[UPDATED May 11, 2012 – M-Class solar flares; see below] NASA scientists are calling it a “monster sunspot” and its size is calculated to be 60,000 miles (100,000 km) from end to end. The huge sunspot comprises most of Active Region (AR) 1476, which rotated into view this weekend.
Images of the region were picked up by NASA’s Solar Dynamics Observatory (SDO), a space-based telescope that continuously monitors the sun’s activity
AR 1476 has at least “four dark cores” that are larger than in diameter than the Earth. The sunspot is large enough that even amateur astronomers can glimpse it (though one should never view the sun directly through a telescopic lens).
Sunspots are transient, magnetically active dark patches that appear frequently on the sun’s surface — often in oppositely charged pairs — and which often precede solar flares and even coronal mass ejections (CMEs), which are massive bursts of plasma energy that are shot out into space at around 3 million miles per hour (about 5 million kph).
The appearance of AR 1476 coincides with Solar Cycle 24’s solar maximum, which seems to be revving up with several large X-class solar flares (the most powerful category of flare) in the past year.
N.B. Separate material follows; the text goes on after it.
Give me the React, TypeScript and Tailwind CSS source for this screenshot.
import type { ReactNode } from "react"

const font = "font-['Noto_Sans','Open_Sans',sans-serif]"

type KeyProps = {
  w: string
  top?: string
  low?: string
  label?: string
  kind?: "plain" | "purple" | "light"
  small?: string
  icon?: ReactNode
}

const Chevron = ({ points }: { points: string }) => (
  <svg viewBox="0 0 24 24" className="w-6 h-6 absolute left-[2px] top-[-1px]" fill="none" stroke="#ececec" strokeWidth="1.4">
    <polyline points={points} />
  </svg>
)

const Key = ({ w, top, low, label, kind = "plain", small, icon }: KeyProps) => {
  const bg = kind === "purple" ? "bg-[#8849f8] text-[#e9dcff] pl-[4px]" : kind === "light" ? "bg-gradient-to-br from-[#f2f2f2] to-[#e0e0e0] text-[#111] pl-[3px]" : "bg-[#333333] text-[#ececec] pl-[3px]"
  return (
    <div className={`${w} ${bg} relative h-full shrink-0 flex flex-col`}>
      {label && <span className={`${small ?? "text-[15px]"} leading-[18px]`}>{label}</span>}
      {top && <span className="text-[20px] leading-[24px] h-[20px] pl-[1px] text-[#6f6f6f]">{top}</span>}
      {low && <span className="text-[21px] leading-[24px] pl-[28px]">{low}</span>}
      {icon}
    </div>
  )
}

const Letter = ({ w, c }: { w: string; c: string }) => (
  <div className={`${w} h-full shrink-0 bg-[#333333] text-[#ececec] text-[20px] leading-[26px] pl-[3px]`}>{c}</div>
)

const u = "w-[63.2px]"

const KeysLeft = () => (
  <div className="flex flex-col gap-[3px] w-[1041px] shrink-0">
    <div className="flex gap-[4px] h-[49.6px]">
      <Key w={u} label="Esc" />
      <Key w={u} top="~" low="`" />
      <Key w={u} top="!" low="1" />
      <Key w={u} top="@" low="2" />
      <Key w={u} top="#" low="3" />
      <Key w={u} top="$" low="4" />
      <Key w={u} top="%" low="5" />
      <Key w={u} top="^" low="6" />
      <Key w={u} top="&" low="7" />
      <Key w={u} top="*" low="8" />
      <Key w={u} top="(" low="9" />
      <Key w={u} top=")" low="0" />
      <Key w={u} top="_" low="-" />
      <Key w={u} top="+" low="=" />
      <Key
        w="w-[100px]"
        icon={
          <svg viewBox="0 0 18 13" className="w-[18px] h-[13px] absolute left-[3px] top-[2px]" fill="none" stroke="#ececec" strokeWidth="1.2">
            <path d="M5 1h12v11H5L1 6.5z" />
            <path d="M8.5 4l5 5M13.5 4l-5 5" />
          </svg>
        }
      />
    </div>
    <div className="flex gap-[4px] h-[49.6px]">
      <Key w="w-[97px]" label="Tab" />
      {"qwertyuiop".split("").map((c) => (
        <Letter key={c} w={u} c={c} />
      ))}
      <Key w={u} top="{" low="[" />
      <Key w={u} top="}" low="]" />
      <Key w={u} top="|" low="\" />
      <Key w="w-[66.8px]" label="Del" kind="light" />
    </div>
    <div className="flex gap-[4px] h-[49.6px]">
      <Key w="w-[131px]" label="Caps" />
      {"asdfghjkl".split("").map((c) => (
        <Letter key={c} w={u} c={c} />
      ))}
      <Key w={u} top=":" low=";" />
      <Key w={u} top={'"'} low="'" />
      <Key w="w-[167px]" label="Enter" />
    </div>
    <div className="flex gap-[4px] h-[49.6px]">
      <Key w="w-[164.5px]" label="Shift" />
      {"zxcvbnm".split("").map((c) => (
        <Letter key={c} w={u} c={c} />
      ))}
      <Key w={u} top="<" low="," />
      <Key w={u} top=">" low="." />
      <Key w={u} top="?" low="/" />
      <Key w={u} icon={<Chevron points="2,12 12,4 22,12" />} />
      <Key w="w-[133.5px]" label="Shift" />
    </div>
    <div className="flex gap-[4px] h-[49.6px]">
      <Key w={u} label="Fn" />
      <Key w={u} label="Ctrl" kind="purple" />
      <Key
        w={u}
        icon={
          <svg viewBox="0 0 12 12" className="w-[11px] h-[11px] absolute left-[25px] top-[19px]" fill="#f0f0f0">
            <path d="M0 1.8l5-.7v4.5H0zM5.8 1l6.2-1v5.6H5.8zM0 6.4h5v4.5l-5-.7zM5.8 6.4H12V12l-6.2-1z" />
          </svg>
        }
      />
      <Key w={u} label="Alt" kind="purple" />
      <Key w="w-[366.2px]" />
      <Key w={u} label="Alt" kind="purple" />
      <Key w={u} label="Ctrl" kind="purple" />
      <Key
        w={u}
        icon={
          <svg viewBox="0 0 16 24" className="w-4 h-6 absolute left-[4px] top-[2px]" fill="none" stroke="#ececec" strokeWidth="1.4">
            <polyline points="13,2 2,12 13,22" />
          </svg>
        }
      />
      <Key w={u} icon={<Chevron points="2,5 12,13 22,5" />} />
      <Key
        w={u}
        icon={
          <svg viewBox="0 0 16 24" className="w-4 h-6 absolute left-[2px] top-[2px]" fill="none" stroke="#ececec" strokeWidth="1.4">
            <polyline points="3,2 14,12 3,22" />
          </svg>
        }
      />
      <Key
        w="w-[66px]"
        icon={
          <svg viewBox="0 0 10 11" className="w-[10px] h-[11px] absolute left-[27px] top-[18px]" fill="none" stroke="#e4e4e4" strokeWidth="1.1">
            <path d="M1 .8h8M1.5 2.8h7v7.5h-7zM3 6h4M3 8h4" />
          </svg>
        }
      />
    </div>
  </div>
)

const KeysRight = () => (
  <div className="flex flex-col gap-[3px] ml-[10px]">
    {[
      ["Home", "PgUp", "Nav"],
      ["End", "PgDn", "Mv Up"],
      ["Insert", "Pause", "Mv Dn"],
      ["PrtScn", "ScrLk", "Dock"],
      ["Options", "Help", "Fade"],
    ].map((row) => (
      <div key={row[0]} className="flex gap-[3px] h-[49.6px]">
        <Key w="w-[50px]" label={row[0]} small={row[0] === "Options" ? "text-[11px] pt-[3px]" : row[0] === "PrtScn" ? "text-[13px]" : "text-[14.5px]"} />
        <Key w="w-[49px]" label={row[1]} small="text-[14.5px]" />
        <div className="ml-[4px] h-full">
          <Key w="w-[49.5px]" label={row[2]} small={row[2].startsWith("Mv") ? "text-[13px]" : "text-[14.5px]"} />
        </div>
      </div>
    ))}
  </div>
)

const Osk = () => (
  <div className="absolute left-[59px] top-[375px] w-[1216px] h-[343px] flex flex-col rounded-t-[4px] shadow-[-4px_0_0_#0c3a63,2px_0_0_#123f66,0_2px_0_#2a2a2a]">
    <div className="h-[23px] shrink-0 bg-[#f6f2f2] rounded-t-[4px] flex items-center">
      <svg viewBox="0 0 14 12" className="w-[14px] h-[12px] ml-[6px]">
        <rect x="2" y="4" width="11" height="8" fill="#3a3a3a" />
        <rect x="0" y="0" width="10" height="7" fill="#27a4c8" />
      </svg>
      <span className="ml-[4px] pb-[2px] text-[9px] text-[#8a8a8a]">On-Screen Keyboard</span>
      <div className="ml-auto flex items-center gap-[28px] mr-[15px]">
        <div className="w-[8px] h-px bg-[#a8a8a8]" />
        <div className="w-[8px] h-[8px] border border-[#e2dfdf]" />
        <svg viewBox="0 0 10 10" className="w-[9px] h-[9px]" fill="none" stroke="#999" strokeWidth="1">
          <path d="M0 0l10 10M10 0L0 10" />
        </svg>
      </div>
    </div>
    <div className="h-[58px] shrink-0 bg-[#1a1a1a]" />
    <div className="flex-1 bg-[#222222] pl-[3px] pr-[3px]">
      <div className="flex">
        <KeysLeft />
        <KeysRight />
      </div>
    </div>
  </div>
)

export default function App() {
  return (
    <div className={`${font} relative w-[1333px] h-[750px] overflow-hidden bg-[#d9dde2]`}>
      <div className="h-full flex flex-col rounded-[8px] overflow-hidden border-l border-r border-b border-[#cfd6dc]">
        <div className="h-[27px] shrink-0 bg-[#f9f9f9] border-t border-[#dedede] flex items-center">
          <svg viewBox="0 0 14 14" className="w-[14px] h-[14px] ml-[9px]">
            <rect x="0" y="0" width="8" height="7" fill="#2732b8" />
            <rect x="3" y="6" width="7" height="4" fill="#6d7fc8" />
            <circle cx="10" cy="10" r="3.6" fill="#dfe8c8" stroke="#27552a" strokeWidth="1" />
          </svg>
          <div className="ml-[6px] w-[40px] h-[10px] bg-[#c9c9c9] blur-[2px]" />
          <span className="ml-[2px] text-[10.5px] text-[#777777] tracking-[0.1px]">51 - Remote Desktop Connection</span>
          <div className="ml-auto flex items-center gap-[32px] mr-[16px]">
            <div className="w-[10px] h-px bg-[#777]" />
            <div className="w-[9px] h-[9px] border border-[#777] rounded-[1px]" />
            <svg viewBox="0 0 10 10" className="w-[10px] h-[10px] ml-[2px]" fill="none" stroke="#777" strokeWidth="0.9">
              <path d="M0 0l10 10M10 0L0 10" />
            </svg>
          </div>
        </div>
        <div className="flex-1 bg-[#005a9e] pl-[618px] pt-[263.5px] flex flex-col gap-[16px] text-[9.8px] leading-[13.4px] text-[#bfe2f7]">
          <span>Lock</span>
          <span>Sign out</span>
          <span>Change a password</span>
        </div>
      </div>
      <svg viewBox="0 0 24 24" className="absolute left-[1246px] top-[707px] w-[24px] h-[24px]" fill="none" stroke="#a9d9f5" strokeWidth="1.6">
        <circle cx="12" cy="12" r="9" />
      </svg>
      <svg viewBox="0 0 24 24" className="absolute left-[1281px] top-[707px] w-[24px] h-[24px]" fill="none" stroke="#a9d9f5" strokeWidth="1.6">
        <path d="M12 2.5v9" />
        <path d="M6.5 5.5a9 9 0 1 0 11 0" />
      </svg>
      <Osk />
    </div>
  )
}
The size of the active region gives scientists reason to expect large solar flares in the coming days — mostly M-class flares but possibly X-class flares — and possibly also a CME… all of which may mean one or more powerful solar storms blasted out into space towards Earth.
Additionally, another active region — AR 1471 — erupted late Monday, triggering several C-class flares (the least powerful type of flare) over the past two days. One flare from this region was categorized as a “weak” M-class flare (a moderate intensity M1-class flare).
Such solar storms can trigger geomagnetic storms around the Earth and disrupt communication satellites and pose dangers for astronauts such as those on the International Space Station (ISS). They can even cause electric grids here on earth to overload.
On the cool side, such CME-triggered geomagnetic storms intensify our Earth’s auroras — sparking gorgeous fluid-like displays of charged particles in the upper atmosphere (the ‘Northern Lights’).
Solar scientists expect our star’s solar maximum to continue through 2013. To stay up to date on AR 1476 and other solar events, check back here at Planetsave (look here for amazing videos of Solar Flares and CMEs), or pop on over to Spaceweather.com.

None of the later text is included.